There's really no way to put a positive spin on Chris Sale's start to the 2023 Red Sox season.

No starter in baseball has a worse ERA than Sale, who saw the figure balloon to an unsightly 11.25 following a brutal performance Wednesday against Tampa Bay. Sale walked two Rays and allowed a home run in the first inning at Tropicana Field, setting the tone for a brief four-inning outing in which he allowed six runs (five earned) on seven hits while walking a pair and striking out six.

On a night when Boston's offense came alive, the hole was too big to escape. Somehow, it was just the first start this season the Red Sox have lost with Sale on the mound, but that doesn't speak to his ineffectiveness thus far.

The big issue has been command. Sale has already walked four in 12 innings. His 5.3 free passes per nine innings would be by far the worst rate of his career if it were to stand all season. But command, or lack thereof, manifests itself in more ways than just walks. Sale already has allowed five home runs. He served up just six dingers in the 11 starts he made over 2021 and 2022 combined.

The batted-ball numbers further speak to the troubles he's having. Sale's average exit velocity against is 91.2 mph, a massive increase over his career rate of roughly 88 mph. Opposing hitters are making hard contact nearly 49% of the time; his career rate is just under 36%. His expected wOBA against is in the bottom 8% of the league.

It's not going well, but Sale and the team aren't completely ready to give up hope. For starters, they don't really have a choice. Sale is supposed to be the ace, the anchor of the rotation. So if he's not right, the team struggles will continue. On a more hopeful or optimistic note, the Red Sox are taking solace that Sale's velocity and stuff haven't seen any sort of sharp decline.

"Coming into the season, I think anybody who follows the club, if you had said the stuff, the velocity, the swing and miss would be there to the extent it has been there (over) the three starts," Red Sox chief baseball officer Chaim Bloom told WEEI's "The Greg Hill Show" on Thursday morning. "I think that's something we'd all be pretty excited about. At the same time, that's obviously come with some inconsistency. The command piece hasn't been there like it has in the past. But the fact that the stuff is there, and you consider everything this guy has been through, that part is encouraging."

That much is definitely true. Sale's whiff percentage is back up to 30.1% after sharp declines in 2021 (27.7%) and 2022 (12.5%), and contact in the zone is also way down compared to recent seasons. Bloom also noted Sale's velocity, especially compared to past early-season performances is up, and that's true, too. He's averaging 94 mph on his four-seam fastball, another significant jump over the spring of 2019 or even 2018. That's not entirely surprising, as this should be Sale at his healthiest in quite some time.

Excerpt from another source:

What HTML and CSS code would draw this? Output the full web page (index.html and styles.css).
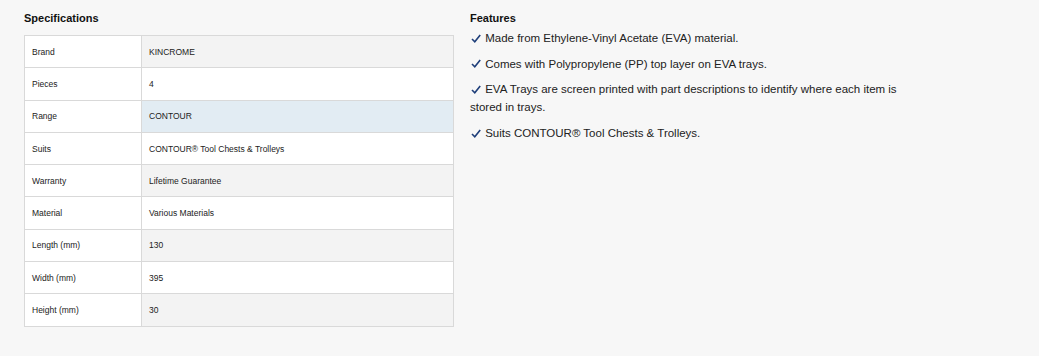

Ultimately, those numbers aren't the ones that matter, though, especially for a Red Sox team that honestly doesn't have a ton of margin for error.

"Obviously, nobody is going to work harder than Chris and just make sure he's executing every inning and every pitch that way he wants to and the way we know that he can, but the stuff has been in a pretty good spot," Bloom said.

" … I'd much rather us be looking at this point in the season at somebody who shows you what you're hoping to see in terms of the power that he can generate, the power of the stuff and that we're waiting for the command to come around (rather) than vice versa."